> [Requirement]
Scan the lines below for "with"; report the number of lines that contain it, and only that.

> [Excerpted records]
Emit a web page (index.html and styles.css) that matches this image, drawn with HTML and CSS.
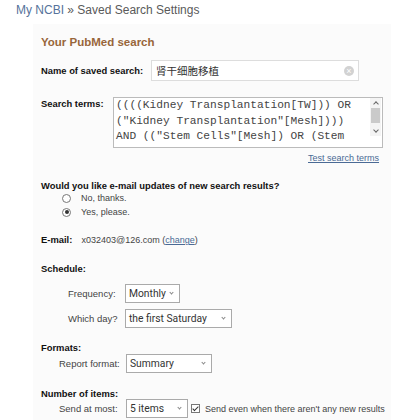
FILE: index.html
```html
<!DOCTYPE html>
<html lang="en">
  <head>
    <meta charset="UTF-8" />
    <title>My NCBI - Saved Search Settings</title>
    <link rel="stylesheet" href="styles.css">
  </head>
  <body>
    <h1 class="crumb"><a href="#">My NCBI</a> &raquo; Saved Search Settings</h1>

    <div class="panel">
      <h2>Your PubMed search</h2>

      <div class="row name-row">
        <span class="label">Name of saved search:</span>
        <div class="textbox">
          <span class="value">肾干细胞移植</span>
          <span class="clear">&times;</span>
        </div>
      </div>

      <div class="row terms-row">
        <span class="label">Search terms:</span>
        <div class="terms">
          <div class="terms-text">((((Kidney Transplantation[TW])) OR<br>("Kidney Transplantation"[Mesh])))<br>AND (("Stem Cells"[Mesh]) OR (Stem<br>Cells*[TW]) OR (Stem Cell[TW])))</div>
          <div class="scrollbar">
            <span class="arrow up"></span>
            <span class="thumb"></span>
            <span class="arrow down"></span>
            <span class="grip"></span>
          </div>
        </div>
      </div>
      <div class="test-link"><a href="#">Test search terms</a></div>

      <div class="question">Would you like e-mail updates of new search results?</div>
      <div class="radio"><span class="dot"></span>No, thanks.</div>
      <div class="radio"><span class="dot checked"></span>Yes, please.</div>

      <div class="email">
        <span class="label">E-mail:</span>
        x032403@126.com (<a href="#">change</a>)
      </div>

      <div class="section-title schedule">Schedule:</div>
      <div class="opt-row sched freq-row">
        <span class="opt-label">Frequency:</span>
        <span class="select freq">Monthly<i class="chev"></i></span>
      </div>
      <div class="opt-row sched day-row">
        <span class="opt-label">Which day?</span>
        <span class="select day">the first Saturday<i class="chev"></i></span>
      </div>

      <div class="section-title formats">Formats:</div>
      <div class="opt-row fmt">
        <span class="opt-label">Report format:</span>
        <span class="select report">Summary<i class="chev"></i></span>
      </div>

      <div class="section-title items">Number of items:</div>
      <div class="opt-row fmt items-row">
        <span class="opt-label">Send at most:</span>
        <span class="select count">5 items<i class="chev"></i></span>
        <span class="check"></span>
        <span class="check-text">Send even when there aren't any new results</span>
      </div>
    </div>
  </body>
</html>
```

FILE: styles.css
```css
* {
  box-sizing: border-box;
}

body {
  margin: 0;
  background: #fff;
  color: #444;
  font-family: "Liberation Sans", Arial, sans-serif;
  font-size: 9px;
}

a {
  color: #4a6a95;
}

.crumb {
  margin: 0;
  padding-left: 16px;
  font-size: 12px;
  font-weight: normal;
  color: #5a5a5a;
  line-height: 20px;
}

.crumb a {
  color: #56739b;
  text-decoration: none;
}

.panel {
  margin: 4px 0 0 33px;
  width: 358px;
  height: 396px;
  padding: 10px 0 0 8px;
  background: #fbfbfb;
}

h2 {
  margin: 0;
  font-size: 11.5px;
  color: #98663a;
  line-height: 16px;
}

.label {
  font-weight: bold;
  font-size: 9.4px;
  color: #111;
}

.row {
  display: flex;
  align-items: flex-start;
}

/* name of saved search */
.name-row {
  margin-top: 10px;
  align-items: center;
}

.name-row .label {
  width: 110px;
}

.textbox {
  width: 208px;
  height: 21px;
  border: 1px solid #ddd;
  background: #fff;
  display: flex;
  align-items: center;
  justify-content: space-between;
  padding: 0 4px 0 4px;
  font-family: "Noto Sans CJK SC", sans-serif;
  font-size: 10.5px;
  color: #333;
}

.clear {
  width: 10px;
  height: 10px;
  border-radius: 50%;
  background: #d2d2d2;
  color: #fff;
  font-size: 9px;
  line-height: 10px;
  text-align: center;
  font-family: "Liberation Sans", Arial, sans-serif;
}

/* search terms box */
.terms-row {
  margin-top: 16px;
}

.terms-row .label {
  width: 72px;
  padding-top: 1px;
}

.terms {
  width: 270px;
  height: 51px;
  border: 1px solid #bbb;
  background: #fff;
  display: flex;
  overflow: hidden;
}

.terms-text {
  flex: 1;
  padding: 0 0 0 2px;
  font-family: "Liberation Mono", "Courier New", monospace;
  font-size: 11.2px;
  line-height: 15.5px;
  color: #444;
  white-space: nowrap;
  overflow: hidden;
}

.scrollbar {
  width: 11px;
  margin: 0 1px 0 0;
  background: #f4f4f4;
  display: flex;
  flex-direction: column;
  align-items: center;
}

.arrow {
  height: 10px;
  width: 11px;
  position: relative;
}

.arrow::after {
  content: "";
  position: absolute;
  left: 4px;
  width: 3px;
  height: 3px;
  border-left: 1px solid #666;
  border-top: 1px solid #666;
}

.arrow.up::after {
  top: 4px;
  transform: rotate(45deg);
}

.arrow.down::after {
  top: 2px;
  transform: rotate(225deg);
}

.thumb {
  width: 9px;
  height: 15px;
  background: #cacaca;
  margin-bottom: 3px;
}

.grip {
  flex: 1;
  width: 11px;
  background: #fff;
}

.test-link {
  margin: 4px 0 0 267px;
  line-height: 12px;
}

/* e-mail updates */
.question {
  margin-top: 16px;
  font-weight: bold;
  font-size: 9.4px;
  color: #111;
  line-height: 11px;
}

.radio {
  display: flex;
  align-items: center;
  margin-left: 21px;
  height: 14px;
}

.dot {
  width: 9px;
  height: 9px;
  border: 1px solid #777;
  border-radius: 50%;
  margin-right: 10px;
  background: #fff;
  position: relative;
}

.dot.checked::after {
  content: "";
  position: absolute;
  left: 1.5px;
  top: 1.5px;
  width: 4px;
  height: 4px;
  border-radius: 50%;
  background: #333;
}

.email {
  margin-top: 15px;
  line-height: 12px;
}

.email .label {
  display: inline-block;
  width: 38px;
}

.section-title {
  font-weight: bold;
  font-size: 9.4px;
  color: #111;
  line-height: 12px;
}

.schedule {
  margin-top: 17px;
}

.formats {
  margin-top: 14px;
}

.items {
  margin-top: 15px;
}

/* option rows */
.opt-row {
  display: flex;
  align-items: center;
  height: 19px;
}

.sched {
  padding-left: 27px;
}

.freq-row {
  margin-top: 9px;
}

.day-row {
  margin-top: 6px;
}

.sched .opt-label {
  width: 57px;
}

.fmt {
  padding-left: 18px;
}

.items-row {
  margin-top: -1px;
}

.fmt .opt-label {
  width: 67px;
}

.opt-label {
  font-size: 9.5px;
}

.select {
  position: relative;
  height: 19px;
  border: 1px solid #aaa;
  background: #fff;
  padding: 0 0 0 3px;
  font-family: Roboto, sans-serif;
  font-size: 10.3px;
  line-height: 17px;
  color: #333;
}

.chev {
  position: absolute;
  right: 6px;
  top: 6px;
  width: 3px;
  height: 3px;
  border-right: 1px solid #888;
  border-bottom: 1px solid #888;
  transform: rotate(45deg);
}

.freq {
  width: 55px;
}

.day {
  width: 107px;
}

.report {
  width: 86px;
}

.count {
  width: 62px;
}

.check {
  width: 9px;
  height: 9px;
  border: 1px solid #777;
  margin: 0 5px 0 3px;
  background: #fff;
  position: relative;
}

.check::after {
  content: "";
  position: absolute;
  left: 2px;
  top: 0;
  width: 2px;
  height: 5px;
  border-right: 1px solid #333;
  border-bottom: 1px solid #333;
  transform: rotate(45deg);
}
```
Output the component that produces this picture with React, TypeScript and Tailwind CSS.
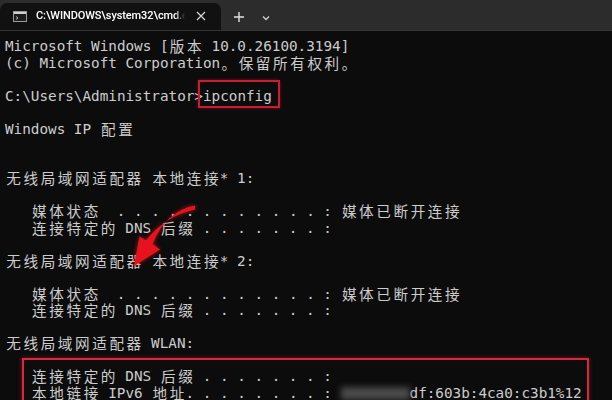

> [The answer]
2